Durante años las hermanas hemos leído, orado y compartido los Ejercicios. Coincidíamos en que, desde la primera conferencia, sus palabras, que engarzaban de forma extraordinaria Escritura y Tradición, resonaban claras, vibrantes, hondas, vivas y gozosas en todas nosotras. Nos mirábamos sorprendidas por tener delante a alguien que hacía arder nuestro corazón, que explicaba y abría suavemente ante nosotras un horizonte de vida tan rico y fecundo que prometía dar respuesta a nuestra sed más profunda.
Se despertaba cada día más el deseo de seguir a Cristo Esposo hasta el fin y de vivir en comunión estrecha con los discípulos de los Padres de la Iglesia.
Tampoco podíamos acallar el deseo de que otros muchos pudiesen participar de este bien que nosotras habíamos recibido. Y así aparecían nombres y nombres en nuestro corazón: «Si pudiesen escuchar estas palabras, si pudiesen leer estos Ejercicios…».

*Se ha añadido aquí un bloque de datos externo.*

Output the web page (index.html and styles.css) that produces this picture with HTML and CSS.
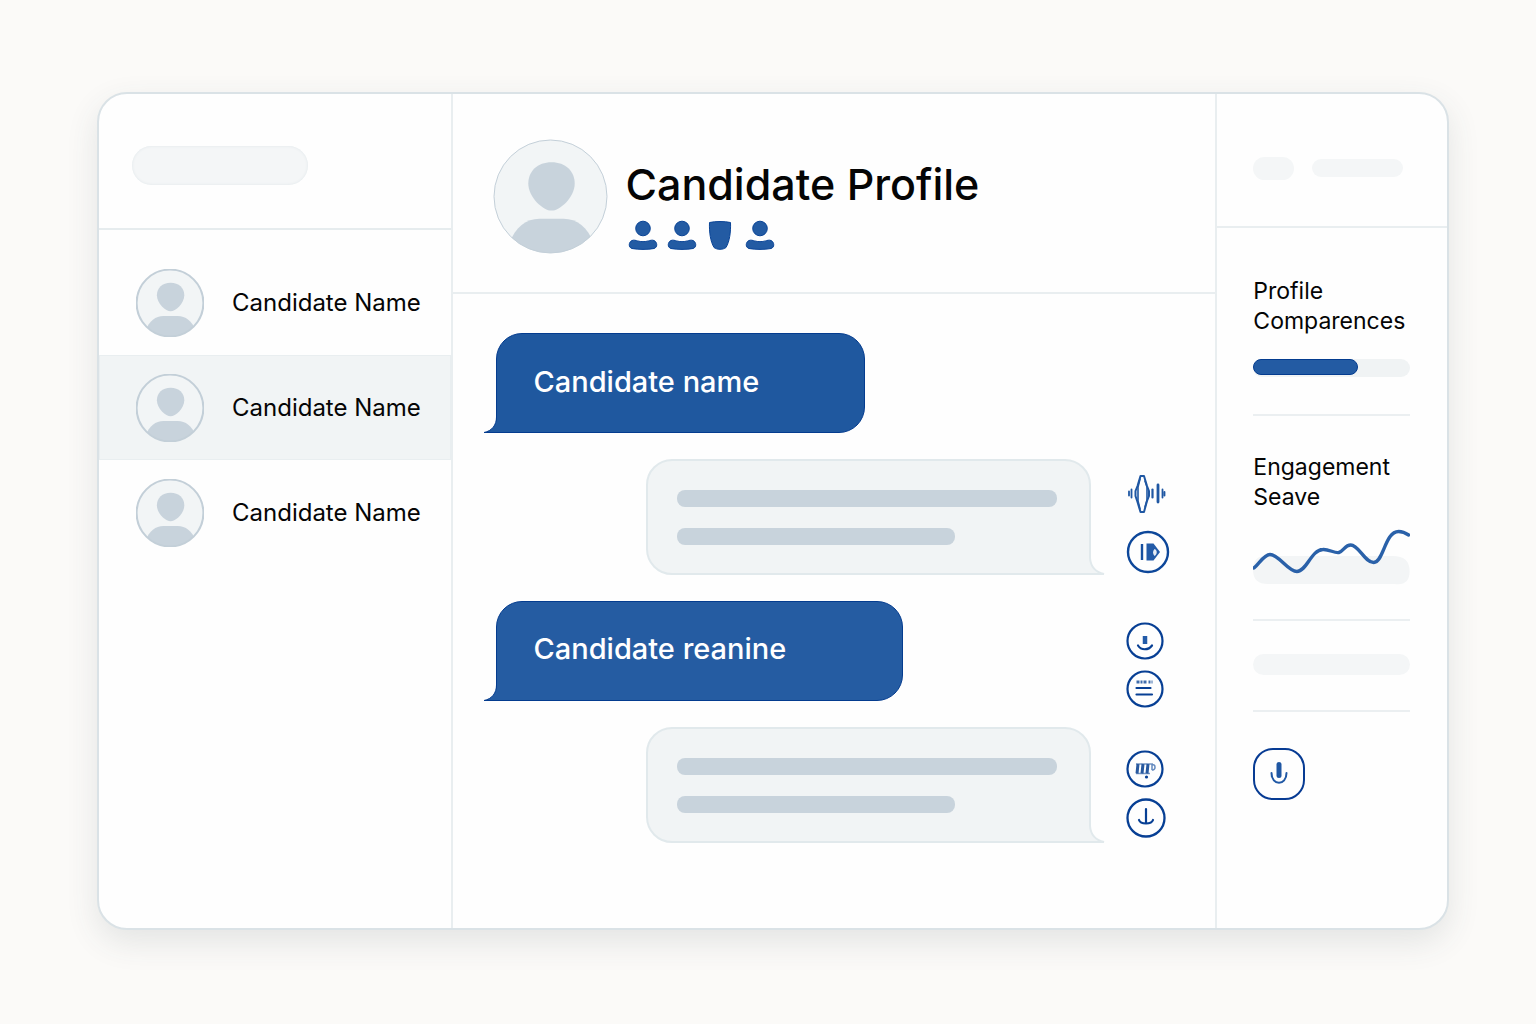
FILE: index.html
```html
<!DOCTYPE html>
<html lang="en">
<head>
<meta charset="utf-8">
<meta name="viewport" content="width=device-width, initial-scale=1">
<title>Candidate Profile</title>
<link rel="stylesheet" href="styles.css">
</head>
<body>
<svg class="defs" aria-hidden="true">
  <symbol id="avatar" viewBox="0 0 114 114">
    <clipPath id="avatar-clip"><circle cx="57" cy="57" r="56"/></clipPath>
    <circle cx="57" cy="57" r="56" fill="#f2f5f6" stroke="none"/>
    <g clip-path="url(#avatar-clip)" fill="#c8d3dc" stroke="none">
      <path d="M58 23C44 23 35 32 35 44C35 58 50 71 58 71S81 58 81 44C81 32 72 23 58 23Z"/>
      <path d="M16 104C22 87 33 79 46 79h24c13 0 24 8 30 25v12H16Z"/>
    </g>
    <circle cx="57" cy="57" r="56" fill="none" vector-effect="non-scaling-stroke"/>
  </symbol>
  <symbol id="person" viewBox="0 0 30 30">
    <g fill="#235ba3" stroke="#0a4496">
      <circle cx="15" cy="8.500" r="7.300"/>
      <path d="M4 20.500c2-.8 4 0 5.500.4 3.500 1 7.500 1 11 0 1.500-.4 3.500-1.200 5.500-.4 3.500 1.500 3.800 7 0 8-6 1.200-16 1.200-22 0-3.800-1-3.500-6.500 0-8Z"/>
    </g>
  </symbol>
</svg>

<div class="card">
  <aside class="sidebar">
    <header class="sidebar-head"><span class="ghost search-ghost"></span></header>
    <nav class="people" aria-label="Candidates">
      <a class="person" href="#one"><svg class="avatar"><use href="#avatar"/></svg>Candidate Name</a>
      <a class="person selected" href="#two" aria-current="page"><svg class="avatar"><use href="#avatar"/></svg>Candidate Name</a>
      <a class="person" href="#three"><svg class="avatar"><use href="#avatar"/></svg>Candidate Name</a>
    </nav>
  </aside>

  <main class="main">
    <header class="profile">
      <svg class="avatar large"><use href="#avatar"/></svg>
      <div class="profile-text">
        <h1>Candidate Profile</h1>
        <div class="badges">
          <svg><use href="#person"/></svg>
          <svg><use href="#person"/></svg>
          <svg viewBox="0 0 30 30"><path d="M3.500 2.500c6-1.300 15-1.300 21 0 .4 10-1 19-4.500 25-3 2.400-9 2.400-12 0-3.500-6-4.900-15-4.500-25Z" fill="#235ba3" stroke="#0a4496"/></svg>
          <svg><use href="#person"/></svg>
        </div>
      </div>
    </header>

    <section class="conversation">
      <div class="thread">
        <div class="bubble sent first">Candidate name
          <svg class="tail" viewBox="0 0 20 20"><path d="M12.500 0V4C12.500 12 8 18 0 19.500H20V0Z" fill="#1f589f"/><path d="M12.500 0V4C12.500 12 8 18 0 19.500H20" fill="none" stroke="#043c8f"/></svg>
        </div>
        <div class="bubble received"><span class="line"></span><span class="line short"></span>
          <svg class="tail" viewBox="0 0 20 20"><path d="M5 0V3Q6 16 19 19H0V0Z" fill="#f1f4f5"/><path d="M5 0V3Q6 16 19 19H0" fill="none" stroke="#e1e9ec" stroke-width="2"/></svg>
        </div>
        <div class="bubble sent second">Candidate reanine
          <svg class="tail" viewBox="0 0 20 20"><path d="M12.500 0V4C12.500 12 8 18 0 19.500H20V0Z" fill="#255ca2"/><path d="M12.500 0V4C12.500 12 8 18 0 19.500H20" fill="none" stroke="#043c8f"/></svg>
        </div>
        <div class="bubble received"><span class="line"></span><span class="line short"></span>
          <svg class="tail" viewBox="0 0 20 20"><path d="M5 0V3Q6 16 19 19H0V0Z" fill="#f1f4f5"/><path d="M5 0V3Q6 16 19 19H0" fill="none" stroke="#e1e9ec" stroke-width="2"/></svg>
        </div>
      </div>

      <div class="actions">
        <div class="action-group wide">
          <button class="action wave" aria-label="Audio waveform">
            <svg viewBox="0 0 40 40" fill="none" stroke="#1f57a3" stroke-linecap="round" stroke-linejoin="round"><path d="M3 17.500v4M5.500 15.500v8" stroke-width="1.800"/><path d="M14.500 2h3.500l3 10 2 5v5l-2 5-3 11h-3.500l-3-10-2-6v-5l2-5Z" stroke-width="2"/><path d="M14 5 12 13v14l2 8M19 7l2 6v13l-2 7" stroke-width="1.600"/><path d="M26.500 15.500v8" stroke-width="2.200"/><path d="M32 11v17" stroke-width="2.800"/><path d="M36.500 15.500v8M38.500 18v3.500" stroke-width="1.800"/></svg>
          </button>
          <button class="action big" aria-label="Play">
            <svg viewBox="0 0 44 44"><circle cx="22" cy="22" r="20" fill="none" stroke="#0d479a" stroke-width="2.400"/><path d="M16 14v16" stroke="#164f9f" stroke-width="2.400"/><path d="M20.500 13.500h7l6.500 8.500-6.500 8.500h-7Z" fill="#235ba8"/><path d="M28.500 19c3 1 3 5 0 7-2-2-2-5 0-7Z" fill="#e7edf5"/></svg>
          </button>
        </div>
        <div class="action-group">
          <button class="action" aria-label="Record">
            <svg viewBox="0 0 38 38" fill="none" stroke="#073f94" stroke-linecap="round"><circle cx="19" cy="19" r="17.500" stroke-width="2.200"/><path d="M19 14v8" stroke="#235ba8" stroke-width="4.500" stroke-linecap="butt"/><path d="M12 23.500c3 5 10.500 5 14 0" stroke-width="2.200"/></svg>
          </button>
          <button class="action" aria-label="Transcript">
            <svg viewBox="0 0 38 38" fill="none" stroke="#073f94" stroke-linecap="round"><circle cx="19" cy="19" r="17.500" stroke-width="2.200"/><path d="M10.500 18h14M10.500 24.500h15.500" stroke-width="2.200"/><path d="M10.500 12h16" stroke="#3f6cac" stroke-width="3" stroke-linecap="butt" stroke-dasharray="3 1 2 1 3 2 2 1"/></svg>
          </button>
        </div>
        <div class="action-group">
          <button class="action" aria-label="Notes">
            <svg viewBox="0 0 38 38" fill="none" stroke="#073f94"><circle cx="19" cy="19" r="17.500" stroke-width="2.200"/><path d="M10 14h17M10 23.500h14" stroke="#7898c5" stroke-width="1.400"/><path d="m12 14-1 9.500M17 14l-1 9.500M22 14l-1 9.500" stroke="#28599f" stroke-width="3"/><path d="M26 14v6M26 15c4-2 4 6 0 5" stroke="#6389be" stroke-width="1.500"/><circle cx="20.500" cy="27" r="1.600" fill="#073f94" stroke="none"/></svg>
          </button>
          <button class="action mid" aria-label="Download">
            <svg viewBox="0 0 40 40" fill="none" stroke="#073f94" stroke-linecap="round"><circle cx="20" cy="20" r="18.500" stroke-width="2.300"/><path d="M20 11v14M13 22c1 3 4 3.500 7 3.500s6-.5 7-3.500" stroke-width="2.200"/></svg>
          </button>
        </div>
      </div>
    </section>
  </main>

  <aside class="insights">
    <header class="insights-head"><span class="ghost dot-ghost"></span><span class="ghost bar-ghost"></span></header>
    <div class="insights-body">
      <section class="panel compare">
        <h2>Profile Comparences</h2>
        <div class="meter" role="img" aria-label="Profile comparison"><span></span></div>
      </section>
      <section class="panel engagement">
        <h2>Engagement Seave</h2>
        <svg class="chart" viewBox="0 0 157 56" preserveAspectRatio="none"><path d="M12 27H140Q157 27 157 42T142 55H15Q0 55 0 41T12 27Z" fill="#f3f5f6"/><path d="M1 39C6 35 11 25.500 17 25.500 26 25.500 35 42.500 44 42.500 54 42.500 58 21 70 20.500 76 20 82 24.500 86 23.500 91 22 92 16 98 16 106 16 112 33.500 121 33.500 131 33.500 132 2.500 146 2.500 150 2.500 153 4 156 6" fill="none" stroke="#2a61a9" stroke-width="3.400" stroke-linecap="round"/></svg>
      </section>
      <section class="panel note"><span class="ghost note-ghost"></span></section>
      <button class="mic" aria-label="Microphone">
        <svg viewBox="0 0 24 24" fill="none" stroke-linecap="round"><path d="M12 2.500v11" stroke="#1f57a3" stroke-width="5"/><path d="M4.500 11c0 13 15 13 15 0" stroke="#2058a5" stroke-width="2"/></svg>
      </button>
    </div>
  </aside>
</div>
</body>
</html>
```
FILE: styles.css
```css
* { box-sizing: border-box; }

body {
  margin: 0;
  min-height: 100vh;
  display: flex;
  padding: 92px 87px 94px 97px;
  background: #fbfaf8;
  color: #050505;
  font-family: Inter, "Liberation Sans", sans-serif;
}

h1, h2 { margin: 0; font-weight: 400; }
a { color: inherit; text-decoration: none; }
svg { display: block; }
.defs { position: absolute; width: 0; height: 0; }

button {
  padding: 0;
  border: 0;
  background: none;
  cursor: pointer;
}

.card {
  flex: 1;
  display: grid;
  grid-template-columns: minmax(0, 355fr) minmax(0, 763fr) minmax(0, 232fr);
  border: 2px solid #dae2e6;
  border-radius: 30px;
  background: #fefefe;
  box-shadow: 0 12px 32px rgba(60, 70, 80, 0.12);
  overflow: hidden;
}

.ghost {
  display: block;
  background: #f4f6f7;
  border-radius: 20px;
}

.avatar {
  flex: none;
  width: 68px;
  height: 68px;
  stroke: #c3cfd8;
  stroke-width: 2px;
}

/* Candidate list */
.sidebar { border-right: 2px solid #e9eef0; }
.sidebar-head {
  height: 136px;
  padding: 52px 33px 0;
  border-bottom: 2px solid #e6ecee;
}
.search-ghost {
  width: 176px;
  height: 39px;
  box-shadow: inset 0 0 3px #dfe6e9;
}
.people { padding-top: 20px; }
.person {
  display: flex;
  align-items: center;
  gap: 28px;
  height: 105px;
  padding-left: 37px;
  font-size: 24px;
  white-space: nowrap;
}
.selected {
  background: #f1f4f5;
  box-shadow: inset 0 0 0 1px #e9eef0;
}

/* Profile header */
.profile {
  display: flex;
  align-items: flex-start;
  gap: 17px;
  height: 200px;
  padding: 45px 40px 0;
  border-bottom: 2px solid #e9eef0;
}
.large { width: 115px; height: 115px; stroke-width: 1px; }
.profile-text { padding-top: 17px; }
h1 {
  font-size: 43px;
  line-height: 56px;
  font-weight: 500;
  white-space: nowrap;
}
.badges { display: flex; gap: 9px; padding: 8px 3px; }
.badges svg { width: 30px; height: 30px; }

/* Conversation */
.conversation {
  display: flex;
  gap: 35px;
  padding: 39px 45px 40px 43px;
}
.thread {
  flex: 1;
  display: flex;
  flex-direction: column;
  gap: 26px;
}
.bubble {
  position: relative;
  max-width: 100%;
}
.sent {
  height: 100px;
  padding: 0 36px;
  border: 1px solid #043c8f;
  border-radius: 26px 26px 26px 0;
  background: #1f589f;
  color: #fff;
  font-size: 29px;
  font-weight: 500;
  line-height: 96px;
  white-space: nowrap;
}
.first { width: 369px; }
.second { width: 407px; background: #255ca2; line-height: 94px; }
.received {
  align-self: flex-end;
  display: flex;
  flex-direction: column;
  gap: 21px;
  width: 445px;
  height: 116px;
  padding: 29px 32px 0 29px;
  border: 2px solid #e1e9ec;
  border-radius: 26px 26px 0 26px;
  background: #f1f4f5;
}
.line {
  height: 17px;
  border-radius: 8px;
  background: #c8d3dc;
}
.short { width: 278px; }
.tail { position: absolute; width: 20px; height: 20px; }
.sent .tail { left: -13px; bottom: -1px; }
.received .tail { right: -16px; bottom: -2px; }

.actions {
  display: flex;
  flex-direction: column;
  gap: 42px;
  padding-top: 141px;
}
.action-group {
  display: flex;
  flex-direction: column;
  gap: 10px;
  width: 44px;
}
.wide { gap: 16px; padding-bottom: 6px; }
.action { width: 38px; height: 38px; }
.mid, .wave { width: 40px; height: 40px; }
.big { width: 44px; height: 44px; }

/* Insights */
.insights { border-left: 2px solid #e9eef0; }
.insights-head {
  display: flex;
  align-items: center;
  gap: 18px;
  height: 134px;
  padding: 16px 36px 0;
  border-bottom: 2px solid #e9eef0;
}
.dot-ghost { width: 41px; height: 23px; }
.bar-ghost { width: 91px; height: 18px; }
.insights-body { padding: 0 37px 0 36px; }
.panel { border-bottom: 2px solid #ebeff1; }
h2 { font-size: 23px; line-height: 30px; }
.compare { height: 188px; padding-top: 48px; }
.engagement { height: 205px; padding-top: 36px; }
.meter {
  height: 18px;
  margin-top: 23px;
  border-radius: 9px;
  background: #f0f3f4;
}
.meter span {
  display: block;
  width: 67%;
  height: 16px;
  border: 1px solid #043c8f;
  border-radius: 8px;
  background: #235ba3;
}
.chart { width: 100%; height: 56px; margin-top: 17px; }
.note { height: 91px; padding-top: 33px; }
.note-ghost { height: 21px; }
.mic {
  display: grid;
  place-items: center;
  width: 52px;
  height: 52px;
  margin-top: 36px;
  border: 2px solid #073b93;
  border-radius: 20px;
}
.mic svg { width: 24px; height: 24px; }
```
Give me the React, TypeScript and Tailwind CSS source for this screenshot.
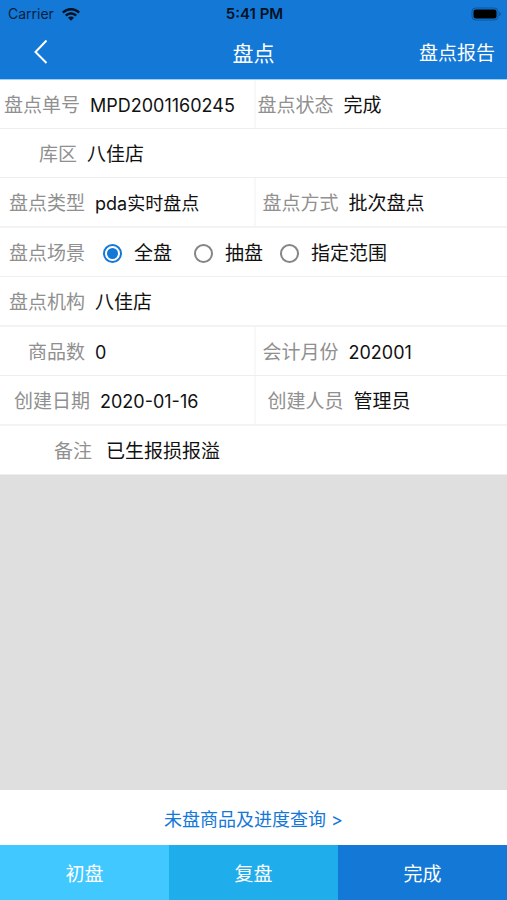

Por fin están aquí los Ejercicios publicados, que hoy queremos compartir con todos vosotros, para dar gracias juntos por el don incomparable de ser cristianos y de ser introducidos en el misterio de Jesucristo, nuestro inseparable vivir. Nosotras, en comunión, somos testigos de un don, conscientes de que nos encontramos ante una teología que se recibe y acoge con el corazón arrodillado: “Sólo quien duerme sobre las palabras del Evangelio arranca sus tesoros” (P. Orbe).